What’s your favorite dog friendly hike?  I asked a few locals for some suggestions and here’s a list of 10 great options to take your four-legged friend on your next outdoor adventure around Nevada City & Grass Valley.  Please remember to bring along a bag and pick up after your dog.

Empire Mine State Historic Park: Located in historic Grass Valley, Empire Mine State Park includes 14 miles of trails, open year round for hiking, walking your dog, or enjoying a horse or bike ride.

Buttermilk Bend Trail: This trail allows dogs on leashes. Buttermilk Bend Trail begins near Penn Valley, winding a little over a mile up the South Yuba River. Be sure to come in the Springtime to see the spectacular Spring wildflowers!

Independence Trail: The first ever wheelchair accessible wilderness trail in the country!
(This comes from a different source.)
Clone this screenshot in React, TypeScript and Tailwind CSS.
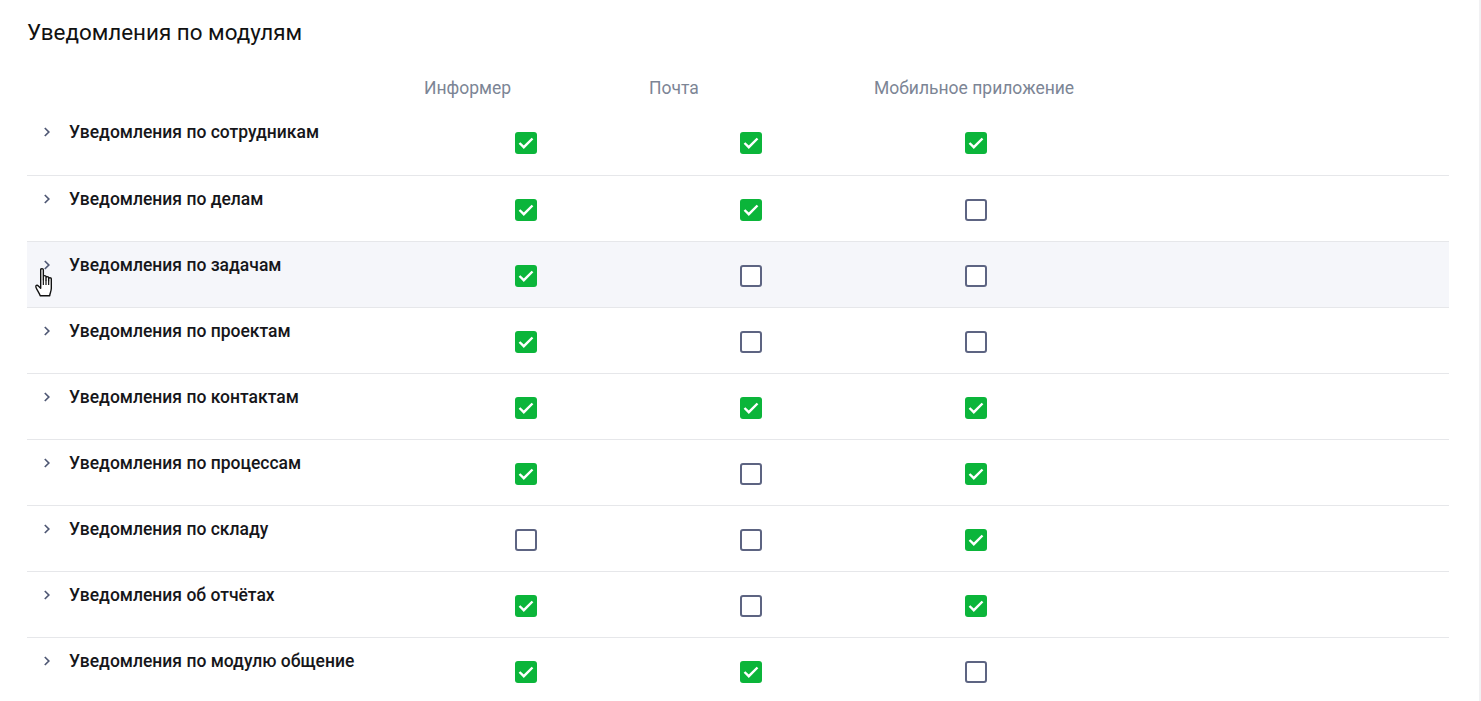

With easy terrain and extra wide paths, the Independence Trail is the perfect hiking experience for the whole family, including furry friends on leashes.

Point Defiance Trail: This 2.5mile loop located near Bridgeport with access to a lake is the perfect way to get some exercise and then take a refreshing swim with your pup.

Deer Creek Tribute Trail: If you’re looking for a quick trip into nature, check out the Deer Creek Tribute Trail. Located right in historic Nevada City, this trail features a suspension bridge which spans a portion of Deer Creek.

South Yuba Trail:  Head to Edwards Crossing and walk downstream along the South Yuba Trail.  In the winter months this trail is a great place to check out the lady bugs and if you’re lucky catch a glimpse of a kayaker running the Class 5 run.

Snow Mountain NID Trail: One mile up Highway 20 offers a level easy hike along the irrigation ditch.  So grab your bike, your kid, the dog and hit the trail!  Look for the turn out on the right hand side of Highway 20 heading east, the street Steep Hill Court is on the right, but the easier land mark is the power line in the middle of the turn out.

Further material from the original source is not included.